Folllow Sally on twitter @sallydicketts
Last week the government released the first details of its national review of post-16 education.
The 10-page report sets out a plan for “fewer, more resilient and efficient providers” which could include new Institutes of Technology and National Colleges providing training in industry specialisms.
The proposals stem the Government’s productivity plan – Fixing the Foundations – which aims to create a more prosperous and productive Britain.
While the detail on such sweeping reforms is scant at this early stage, we know that the vision will be achieved via a national programme of area-based reviews, starting in September.
Area-based reviews are not new to the sector, but they haven’t before been driven through with such an imperative for colleges to collaborate and merge.
Merger is part of our history at Activate Learning, where three colleges are now part of one group with centralised support services.
However, in the current climate I would question whether merger is always the best route for colleges needing to improve effectiveness and financial stability.
I believe we should consider the following through the process of review:
- Can advances in technology enable colleges to work more effectively together? In the last decade there have been major strides in technologies which enable staff and students to work collaboratively. Virtual reality is increasingly being used to simulate real working environments, reducing the costs of the physical environment and facilities. As we seek to develop national centres of excellence, we should consider how technology can facilitate and improve access to this expertise and enable providers to do more for less.

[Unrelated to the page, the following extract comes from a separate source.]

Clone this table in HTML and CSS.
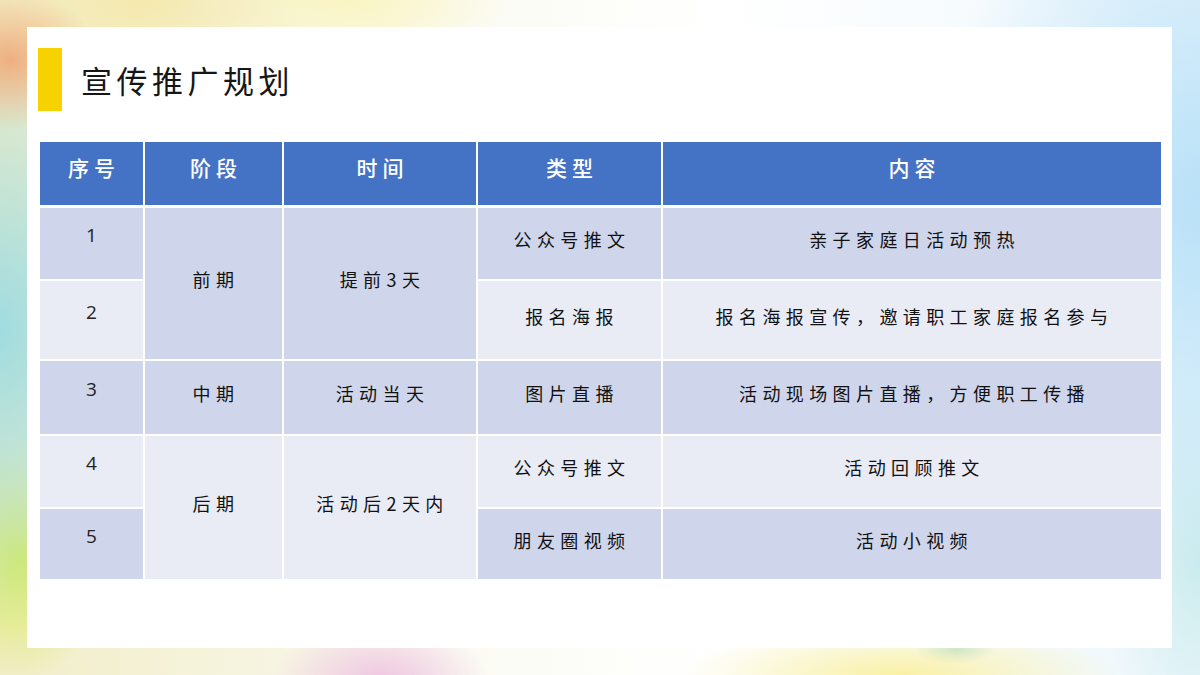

- Demographics are not fixed. While some colleges are facing a declining 16-19 population, that won’t always be the case. There is a bulge coming through primary schools that will need to access an appropriate education within 10 years. I would not want to see a drastic cutting back of provision which then needs to be poised for growth as soon as the process is complete.
- Geography isn’t the only driver. While area-based reviews may suggest that providers join forces because of county boundaries or the organisation of LEPs, as anyone who has been through a merger will know success hinges on much more than the convenience of location. Organisations need to have a cultural fit and to be equally committed to the changes. They also need to unite around an approach to learning that can become a common characteristic of an otherwise disparate group.
- How should new, larger colleges, deliver their specialisms? At Activate Learning we are adopting a faculty-based approach which will see our three colleges working more closely together through professional learning communities. This approach will ensure consistency in the quality of teaching and learning across the same discipline in each centre. It will also enable teachers to specialise in their field of expertise – whether that is connecting with industry; using this knowledge to design the curriculum or deliver teaching and learning in the classroom. A faculty-based approach could offer learners easier access to a new network of specialist national centres.
- What about level 2? There is an absolute focus on raising the quality of post-16 provision and the government paper references the desire for high quality provision at levels 3, 4 and 5. In overlooking level 2 qualifications my concern is that a swathe of Britain’s young people will fall through the cracks. If the new National Colleges focus on levels 3 and above we still need colleges which can provide a training ground to prepare students for success at level 3 and beyond.
There will no doubt be much more debate in the sector as more details of the reviews emerge. Regardless of tight time frames we need to make careful decisions if we are to ensure that changes made now do indeed fix the foundations for the country’s future growth and skills needs.